In a claim brought by Dixon, the UK First-tier Tribunal has referred questions to the Court of Justice of the European Union (CJEU) relating to the fraudulent use of credit or debit cards. 

The scenario that will be considered by the CJEU is that a retailer:

  • has accounted for VAT on the sale of goods but it is subsequently discovered that the customer has presented a card fraudulently without the authority of the issuing bank; 
  • has received the relevant payment from the card operator; and
  • has not been obliged to repay the payments once the fraud is discovered. 

In essence, the questions referred concern whether there was a supply by the retailer to the fraudster, and if so, whether the money received by the retailer was consideration in respect of that supply. Dixon claims the card operator payment was not consideration and is claiming refunds of output tax paid.

In our view, the arguments are evenly balanced. On the one hand, the main question in the case, namely "third party consideration," has been the subject of a recent flurry of cases including Baxi and LMUK which seem to favour the UK tax authority's wide and objective interpretation. However, on the other hand, the court may find it difficult to view a fraudulent transaction as a "supply" - someone has essentially stolen some goods - the cost of which falls on all of us in higher credit card fees. It is equally difficult to view the credit company as paying for such a supply "on behalf" of the fraudster.

Impact of the case

The CJEU will be asked to consider the meaning of basic concepts of VAT - supply and consideration - which will be of interest to VAT practitioners.

However, businesses will be more interested in the potential to make claims for recovering VAT. This does not just apply to UK businesses, but to businesses operating throughout the EU as well.  

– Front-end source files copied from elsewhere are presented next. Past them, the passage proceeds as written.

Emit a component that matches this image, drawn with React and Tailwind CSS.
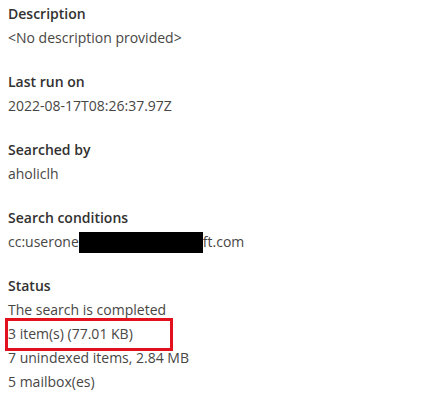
const sections = [
  { label: "Description", lines: ["<No description provided>"] },
  { label: "Last run on", lines: ["2022-08-17T08:26:37.97Z"] },
  { label: "Searched by", lines: ["aholiclh"] },
];

function Label({ children }) {
  return <div className="h-[24px] leading-[24px] font-semibold text-[#323130]">{children}</div>;
}

function Line({ children }) {
  return <div className="h-[24px] leading-[24px] text-[#484644]">{children}</div>;
}

export default function App() {
  return (
    <div
      className="relative h-[415px] w-[426px] bg-white pl-[8px] pt-[2px] text-[14px]"
      style={{ fontFamily: '"Open Sans", "Noto Sans", sans-serif' }}
    >
      <div className="flex flex-col gap-[20px]">
        {sections.map((s) => (
          <div key={s.label}>
            <Label>{s.label}</Label>
            {s.lines.map((l) => <Line key={l}>{l}</Line>)}
          </div>
        ))}
        <div>
          <Label>Search conditions</Label>
          <Line>
            <span className="flex items-center">
              cc:userone
              <span className="inline-block h-[21px] w-[124px] bg-black" />
              ft.com
            </span>
          </Line>
        </div>
        <div className="relative">
          <Label>Status</Label>
          <Line>The search is completed</Line>
          <Line>3 item(s) (77.01 KB)</Line>
          <Line>7 unindexed items, 2.84 MB</Line>
          <Line>5 mailbox(es)</Line>
          <div className="absolute left-[-3px] top-[44px] h-[33px] w-[168px] border-[3px] border-[#e3101e]" />
        </div>
      </div>
    </div>
  );
}
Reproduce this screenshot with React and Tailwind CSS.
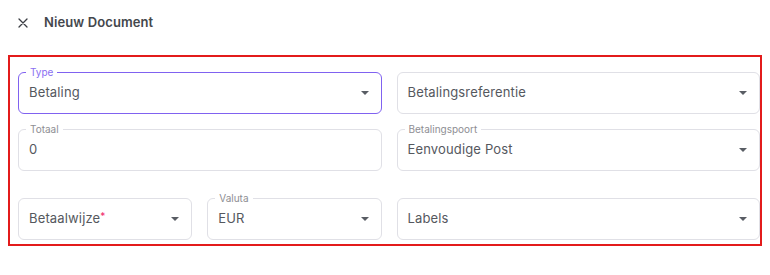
import React from 'react';

const Caret = () => (
  <svg width="8" height="4" viewBox="0 0 8 4" className="shrink-0">
    <path d="M0 0 H8 L4 4 Z" fill="#595d64" />
  </svg>
);

const Field = ({ label, value, required, select = true, focused = false, className = '' }) => {
  return (
    <div
      className={`relative h-[42px] rounded-[6px] border flex items-center pl-[10px] pr-[12px] ${
        focused ? 'border-[#8062f0]' : 'border-[#e0e0e6]'
      } ${className}`}
    >
      {label && (
        <span
          className={`absolute -top-[7px] left-[7px] bg-white px-[4px] text-[10px] leading-[12px] ${
            focused ? 'text-[#8a6ff2]' : 'text-[#8e8e93]'
          }`}
        >
          {label}
        </span>
      )}
      <span className="flex-1 text-[13px] text-[#55585e] tracking-[0.15px]">
        {value}
        {required && <span className="text-[#f0286a] text-[10px] align-top">*</span>}
      </span>
      {select && <Caret />}
    </div>
  );
};

export default function App() {
  return (
    <div
      className="w-[770px] h-[275px] bg-white"
      style={{ fontFamily: '"Inter", "Noto Sans", sans-serif' }}
    >
      <div className="flex items-center h-[44px] pl-[18px] pt-[2px]">
        <svg width="10" height="10" viewBox="0 0 10 10" className="mr-[16px]">
          <path d="M1 1 L9 9 M9 1 L1 9" stroke="#3b3e44" strokeWidth="1.3" strokeLinecap="round" />
        </svg>
        <span className="text-[13px] font-semibold text-[#44474c] tracking-[0.1px]">Nieuw Document</span>
      </div>

      <div className="mt-[11px] ml-[8px] w-[754px] border-2 border-[#e31b1b] pt-[15px] pl-[8px] pb-[4px]">
        <div className="grid grid-cols-2 gap-x-[15px]">
          <div className="flex flex-col">
            <Field label="Type" value="Betaling" focused />
            <Field label="Totaal" value="0" select={false} className="mt-[15px]" />
            <div className="mt-[27px] grid grid-cols-2 gap-x-[15px]">
              <Field value="Betaalwijze" required />
              <Field label="Valuta" value="EUR" />
            </div>
          </div>
          <div className="flex flex-col">
            <Field value="Betalingsreferentie" />
            <Field label="Betalingspoort" value="Eenvoudige Post" className="mt-[15px]" />
            <Field value="Labels" className="mt-[27px]" />
          </div>
        </div>
      </div>
    </div>
  );
}
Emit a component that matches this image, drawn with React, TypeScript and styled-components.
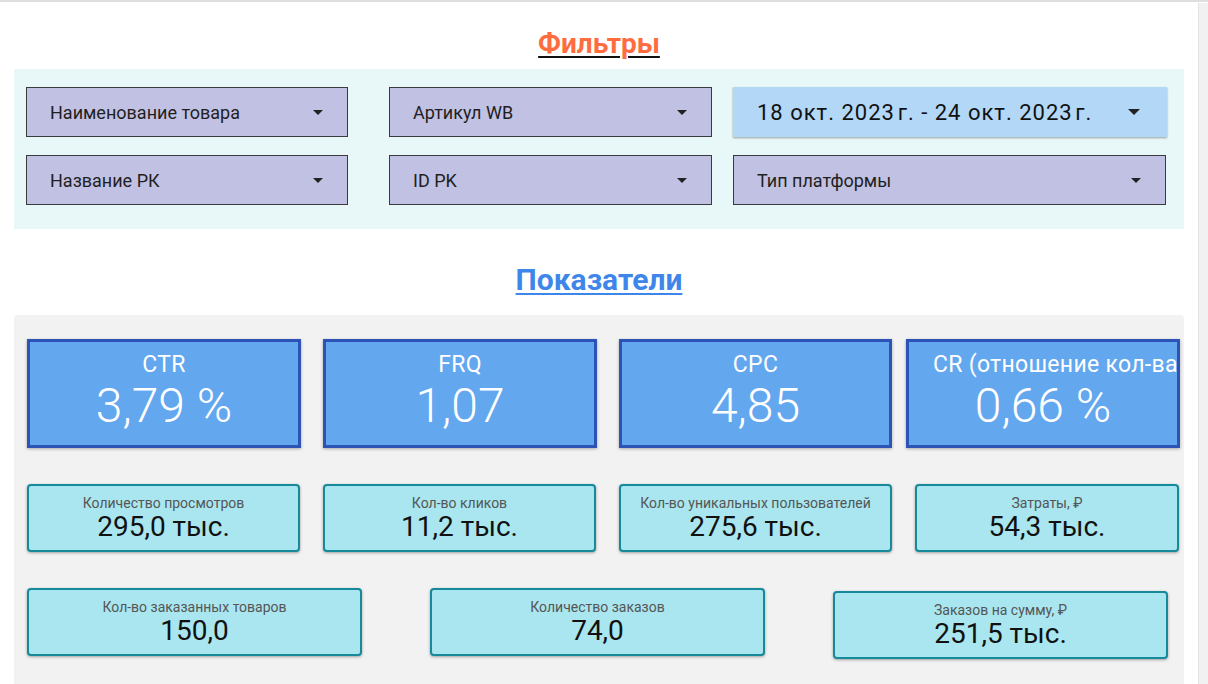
import styled, { createGlobalStyle } from 'styled-components'

/**
 * Data
 */
const kpis = [
  { label: 'CTR', value: '3,79 %', width: 274, gap: 0 },
  { label: 'FRQ', value: '1,07', width: 274, gap: 22 },
  { label: 'CPC', value: '4,85', width: 273, gap: 22 },
  { label: 'CR (отношение кол-ва заказов к кликам)', value: '0,66 %', width: 274, gap: 14 },
]

const statsTop = [
  { label: 'Количество просмотров', value: '295,0 тыс.', width: 273, gap: 0, dy: 0 },
  { label: 'Кол-во кликов', value: '11,2 тыс.', width: 273, gap: 23, dy: 0 },
  { label: 'Кол-во уникальных пользователей', value: '275,6 тыс.', width: 273, gap: 23, dy: 0 },
  { label: 'Затраты, ₽', value: '54,3 тыс.', width: 264, gap: 23, dy: 0 },
]

const statsBottom = [
  { label: 'Кол-во заказанных товаров', value: '150,0', width: 335, gap: 0, dy: 0 },
  { label: 'Количество заказов', value: '74,0', width: 335, gap: 68, dy: 0 },
  { label: 'Заказов на сумму, ₽', value: '251,5 тыс.', width: 335, gap: 68, dy: 3 },
]

/**
 * Component
 */
const App = () => {
  return (
    <Page>
      <GlobalStyle />
      <Main>
        <SectionTitle $color='#ff6d3f' $line='#111' $size={28}>Фильтры</SectionTitle>
        <FilterPanel>
          <FilterRow>
            <Select $width={322} $gap={0}>
              <span>Наименование товара</span>
              <Caret />
            </Select>
            <Select $width={323} $gap={41}>
              <span>Артикул WB</span>
              <Caret />
            </Select>
            <DatePicker>
              <span>18 окт. 2023{'\u202F'}г. - 24 окт. 2023{'\u202F'}г.</span>
              <Caret $big />
            </DatePicker>
          </FilterRow>
          <FilterRow>
            <Select $width={322} $gap={0}>
              <span>Название РК</span>
              <Caret />
            </Select>
            <Select $width={323} $gap={41}>
              <span>ID PK</span>
              <Caret />
            </Select>
            <Select $width={433} $gap={21}>
              <span>Тип платформы</span>
              <Caret />
            </Select>
          </FilterRow>
        </FilterPanel>

        <SectionTitle $color='#3f86ea' $line='#3f86ea' $size={30}>Показатели</SectionTitle>
        <MetricsPanel>
          <CardRow>
            {kpis.map((k) => (
              <KpiCard key={k.label} $width={k.width} $gap={k.gap}>
                <KpiLabel>{k.label}</KpiLabel>
                <KpiValue>{k.value}</KpiValue>
              </KpiCard>
            ))}
          </CardRow>
          <CardRow>
            {statsTop.map((s) => (
              <StatCard key={s.label} $width={s.width} $gap={s.gap} $dy={s.dy}>
                <StatLabel>{s.label}</StatLabel>
                <StatValue>{s.value}</StatValue>
              </StatCard>
            ))}
          </CardRow>
          <CardRow>
            {statsBottom.map((s) => (
              <StatCard key={s.label} $width={s.width} $gap={s.gap} $dy={s.dy}>
                <StatLabel>{s.label}</StatLabel>
                <StatValue>{s.value}</StatValue>
              </StatCard>
            ))}
          </CardRow>
        </MetricsPanel>
      </Main>
      <ScrollTrack />
    </Page>
  )
}

/**
 * Styled Component
 */
const GlobalStyle = createGlobalStyle`
  html, body {
    margin: 0;
    padding: 0;
    background: #fff;
    font-family: Roboto, 'Noto Sans', sans-serif;
    overflow: hidden;
  }
`

const Page = styled.div`
  display: flex;
  width: 1208px;
  height: 684px;
  overflow: hidden;
  border-top: 2px solid #dedede;
  box-sizing: border-box;
`

const Main = styled.div`
  width: 1199px;
  display: flex;
  flex-direction: column;
  padding: 0 14px;
  box-sizing: border-box;
`

const ScrollTrack = styled.div`
  width: 9px;
  background: #f1f1f1;
  border-left: 1px solid #e3e3e3;
  margin-top: 1px;
`

const SectionTitle = styled.h2<{ $color: string, $line: string, $size: number }>`
  margin: 27px 0 10px;
  height: 30px;
  line-height: 30px;
  text-align: center;
  font-size: ${(p) => p.$size}px;
  font-weight: 700;
  color: ${(p) => p.$color};
  text-decoration: underline;
  text-decoration-color: ${(p) => p.$line};
  text-decoration-thickness: 2px;
  text-underline-offset: 3px;

  & + div + & {
    margin: 36px 0 20px;
  }
`

const FilterPanel = styled.div`
  background: #e8f7f8;
  padding: 18px 0 24px 12px;
  display: flex;
  flex-direction: column;
  gap: 18px;
`

const FilterRow = styled.div`
  display: flex;
  height: 50px;
`

const Select = styled.div<{ $width: number, $gap: number }>`
  width: ${(p) => p.$width}px;
  margin-left: ${(p) => p.$gap}px;
  box-sizing: border-box;
  background: #c1c1e3;
  border: 1px solid #3a3a3a;
  display: flex;
  align-items: center;
  justify-content: space-between;
  padding: 0 24px 0 23px;
  font-size: 18px;
  color: #1f1f1f;
`

const DatePicker = styled.div`
  width: 434px;
  margin-left: 21px;
  box-sizing: border-box;
  background: #b3d7f7;
  box-shadow: 0 1px 2px rgba(0, 0, 0, 0.35);
  display: flex;
  align-items: center;
  justify-content: space-between;
  padding: 0 27px 0 24px;
  font-size: 22px;
  letter-spacing: 1px;
  color: #111;
`

const Caret = styled.span<{ $big?: boolean }>`
  width: 0;
  height: 0;
  border-left: ${(p) => (p.$big ? 6 : 5)}px solid transparent;
  border-right: ${(p) => (p.$big ? 6 : 5)}px solid transparent;
  border-top: ${(p) => (p.$big ? 6 : 5)}px solid #222;
`

const MetricsPanel = styled.div`
  flex: 1;
  background: #f2f2f2;
  border-radius: 4px 4px 0 0;
  padding: 24px 0 40px 13px;
  display: flex;
  flex-direction: column;
  gap: 36px;
`

const CardRow = styled.div`
  display: flex;
  align-items: flex-start;
`

const KpiCard = styled.div<{ $width: number, $gap: number }>`
  width: ${(p) => p.$width}px;
  margin-left: ${(p) => p.$gap}px;
  height: 109px;
  box-sizing: border-box;
  background: #63a7ef;
  border: 3px solid #2d53b7;
  box-shadow: 0 1px 3px rgba(0, 0, 0, 0.3);
  overflow: hidden;
  display: flex;
  flex-direction: column;
  align-items: stretch;
  padding-top: 10px;
  color: #fff;
`

const KpiLabel = styled.div`
  font-size: 23px;
  line-height: 26px;
  padding: 0 24px;
  letter-spacing: 0.3px;
  white-space: nowrap;
  text-align: center;
`

const KpiValue = styled.div`
  font-size: 48px;
  font-weight: 300;
  line-height: 56px;
  text-align: center;
`

const StatCard = styled.div<{ $width: number, $gap: number, $dy: number }>`
  width: ${(p) => p.$width}px;
  margin-left: ${(p) => p.$gap}px;
  margin-top: ${(p) => p.$dy}px;
  height: 68px;
  box-sizing: border-box;
  background: #a9e6ef;
  border: 2px solid #16899a;
  border-radius: 4px;
  box-shadow: 0 1px 3px rgba(0, 0, 0, 0.35);
  display: flex;
  flex-direction: column;
  align-items: center;
  padding-top: 9px;
`

const StatLabel = styled.div`
  font-size: 14px;
  line-height: 16px;
  color: #555;
  white-space: nowrap;
`

const StatValue = styled.div`
  font-size: 28px;
  line-height: 32px;
  color: #111;
`

export default App
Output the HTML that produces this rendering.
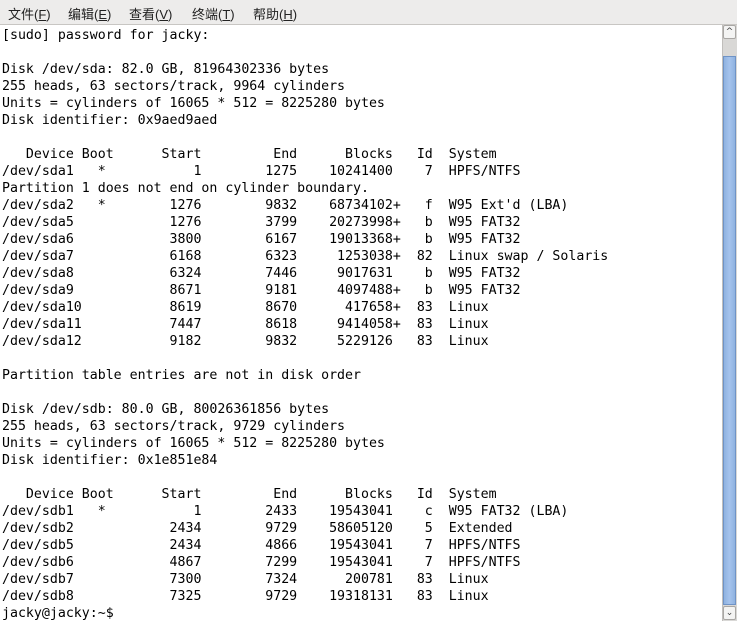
<!DOCTYPE html>
<html><head><meta charset="utf-8"><style>
html,body{margin:0;padding:0;width:737px;height:622px;overflow:hidden;background:#fff}
#menu{position:absolute;left:0;top:0;width:737px;height:24px;background:#edeceb;border-bottom:1px solid #c8c6c3;font-family:"Liberation Sans","WenQuanYi Zen Hei","Noto Sans CJK SC",sans-serif;font-size:13px;color:#222}
#menu span{position:absolute;top:4px}
#term{position:absolute;left:2px;top:27px;margin:0;font-family:"DejaVu Sans Mono","Liberation Mono",monospace;font-size:13.25px;line-height:17px;color:#000;white-space:pre}
#sb{position:absolute;left:722px;top:25px;width:14px;height:596px;background:#d9d8d6;border-left:1px solid #c0bebb}
.btn{position:absolute;left:0;width:13px;height:14px;background:#f4f4f3;border:1px solid #a9a7a4;border-radius:2px;box-sizing:border-box;font-size:9px;color:#444;text-align:center;line-height:13px;font-family:"DejaVu Sans",sans-serif}
#thumb{position:absolute;left:0;top:31px;width:13px;height:549px;background:linear-gradient(90deg,#8fb2e0,#a5c3ec 50%,#8fb2e0);border:1px solid #6f93c6;box-sizing:border-box}
</style></head><body>
<div id="menu"><span style="left:8px">文件(<u>F</u>)</span><span style="left:68px">编辑(<u>E</u>)</span><span style="left:129px">查看(<u>V</u>)</span><span style="left:192px">终端(<u>T</u>)</span><span style="left:253px">帮助(<u>H</u>)</span></div>
<pre id="term">[sudo] password for jacky:

Disk /dev/sda: 82.0 GB, 81964302336 bytes
255 heads, 63 sectors/track, 9964 cylinders
Units = cylinders of 16065 * 512 = 8225280 bytes
Disk identifier: 0x9aed9aed

   Device Boot      Start         End      Blocks   Id  System
/dev/sda1   *           1        1275    10241400    7  HPFS/NTFS
Partition 1 does not end on cylinder boundary.
/dev/sda2   *        1276        9832    68734102+   f  W95 Ext'd (LBA)
/dev/sda5            1276        3799    20273998+   b  W95 FAT32
/dev/sda6            3800        6167    19013368+   b  W95 FAT32
/dev/sda7            6168        6323     1253038+  82  Linux swap / Solaris
/dev/sda8            6324        7446     9017631    b  W95 FAT32
/dev/sda9            8671        9181     4097488+   b  W95 FAT32
/dev/sda10           8619        8670      417658+  83  Linux
/dev/sda11           7447        8618     9414058+  83  Linux
/dev/sda12           9182        9832     5229126   83  Linux

Partition table entries are not in disk order

Disk /dev/sdb: 80.0 GB, 80026361856 bytes
255 heads, 63 sectors/track, 9729 cylinders
Units = cylinders of 16065 * 512 = 8225280 bytes
Disk identifier: 0x1e851e84

   Device Boot      Start         End      Blocks   Id  System
/dev/sdb1   *           1        2433    19543041    c  W95 FAT32 (LBA)
/dev/sdb2            2434        9729    58605120    5  Extended
/dev/sdb5            2434        4866    19543041    7  HPFS/NTFS
/dev/sdb6            4867        7299    19543041    7  HPFS/NTFS
/dev/sdb7            7300        7324      200781   83  Linux
/dev/sdb8            7325        9729    19318131   83  Linux
jacky@jacky:~$ </pre>
<div id="sb"><div class="btn" style="top:0">&#94;</div><div id="thumb"></div><div class="btn" style="top:581px">&#8964;</div></div>
</body></html>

The advisers leading on this case believe there is a lot of money at stake for retailers (of course they would!). However, credit/debit card fraud (even with the "chip and pin" technology) is a major cost to business, although the cost is often hidden behind interchange and other fees. This may well be a matter which retail and banking sector businesses should add to the agenda for discussion with their advisers. 

Even if the case is successful, many questions will remain…

The reaction to a successful outcome for Dixon could well differ between member states: 

  • There may be further legal questions to address, such as the application of unjust enrichment rules in different member states as to who should receive the benefit of a claim - the retailer, credit card company or card holder? Retailers will point out the fees they pay to their banks which "insure" against the risk of fraud so that it is reasonable for them to retain any VAT repayment. 
  • There will also be evidential questions to address in identifying relevant fraudulent transactions.  This will presumably require cooperation between the credit card providers and retailers to work out the amount of fraudulent credit card transactions. This may favour the large retailers that are more easily able to persuade their bank to cooperate with them. 

Next steps

Retailers should consider mirroring Dixon's claim to reduce the daily gross takings or taxable amount on which they account for VAT.  Retailers will need to find the balance between making a claim as soon as possible (to stop periods falling out of time) whilst avoiding expensive evidential exercises until the court clarifies the law and tax authorities indicate the level of evidence that they require.   

Banks will also be interested to consider whether they may be able to reduce the cost of fraud in the future as well as whether they are entitled to share in any benefit obtained by retailers in the past.